06. Power Analysis

How reliable is a statistical test? After the unsettling conclusion of the previous lesson, we are now left with the realisation that the p-value can be very misleading. Thus far, we have been controlling the likelihood of a type-I error through the significance level. However, there is also a type-II error that appears to be the source of our problem. In this lesson, we will learn about the statistical power of our test, how to assess it, and learn about factors that affect it.

Learning Goals #

Understand that a $p$ -value in itself is insufficient to value a statistical test.
Calculate the optimal number of repeated experiments needed to contain the probability of a false negative.
Evaluate the power of a statistical test based on the effect size, sample size and signifiance level.
Defend the ethical implications of the hypotheses used in a statistical test.

Analytical Separation Science by B.W.J. Pirok and P.J. Schoenmakers

READ SECTION 9.3.5

POWER ANALYSIS

1. Type-II error #

We touched upon the significance level in Lesson 4, but never really addressed the different type of errors and what they mean. The previous lesson demonstrated that the p-value itself is not very insightful in assessing these errors either. It is therefore due time that we dive into the type of errors that may occur. We start by once more regarding the confusion matrix in Figure 1.

EXERCISE 1

Take another look at the confusion matrix and examine the figure.

Figure 1. The so-called confusion matrix shows the relation between the hypothesis, the two types of errors that can be made and several definitions for the true negative and true positive.

On one hand we have the significance level, $\alpha$ , which is the probability of a type-I error, a false positive, where we reject $H_0$ while it was true. On the other hand we have the false negative, wrongly accepted $H_0$ while it was true while it was false. This is a type-II error, for which the probability is $\beta$ . We speak of the statistical power of a method, or statistical sensitivity, as the probability of a true positive (correctly finding an effect), which equals 1 – $\beta$ .

A scientist is testing whether the use of 0.1% trifluoroacetic acid (TFA) as additive to the buffer significantly affects retention. The scientist wrongly concludes that there is no effect. What type of error is this?

Correct! The scientist wrongly (“false”) concludes that there is no effect (“negative”). This is a type-II error.

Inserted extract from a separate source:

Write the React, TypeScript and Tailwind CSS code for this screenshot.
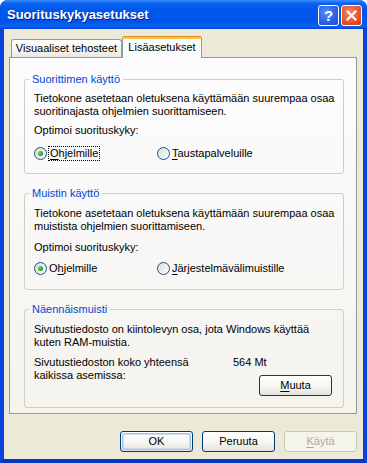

This is not correct. The scientist wrongly (“false”) concludes that there is no effect (“negative”). This is a type-II error.

The type-II error can be better understood by returning to our habit regarding the probability distribution. The usual $t$ -distribution that we have been plotting thus far always assumes that $H_0$ is true. Similarly, there also exists a distribution that expresses the probability that the alternative hypothesis $H_1$ is true. This is illustrated in Figure 2.

Figure 2. Power analysis of the non-matched pairs comparison from Section 4 of the previous lesson reveals a huge likelihood of a type-II error (

\beta

Figure 2 dramatically reveals the importance of the type-II error, $\beta$ . The data shown displays the situation of the non-matched pairs comparison at the end of the previous lesson of Table 9.4, which is again shown below in Table 1. In that lesson, the conclusion was that $H_0$ was accepted, whereas the matched pairs design revealed that it should have been rejected. Figure 2 clearly shows the high likelihood of a type-II error, which supports these conclusions. We can now understand why the $p$ -value of 0.5 was of little use. The probability of making a type-II mistake is 0.89, that is 89%!

Table 1. Summary of measured concentrations of a compound in water using RPLC before and after heating of the samples. Table is identical the final table from the previous lesson, and to Table 9.4 from the book.

	$n$	$\bar{x}$	$s$
Before heating	12	21.95	2.699
After heating	12	22.65	2.283
Difference	12	-0.81	0.604

What is happening? Next to the PDF that represents that $H_0$ is true, we now also see the PDF that represents $H_1$ being true. In this case, $H_1$ follows a non-central $t$ -distribution, which is beyond the scope of this course.

2. Factors affecting statistical power #

We have learned earlier that the area under the curve of $H_0$ that is more extreme than the critical limits (e.g. $t_{\text{crit}}$ ) is equal to the type-I error. Similarly, the area under the curve that supports $H_1$ that is less extreme than the critical limits is equal to $\beta$ .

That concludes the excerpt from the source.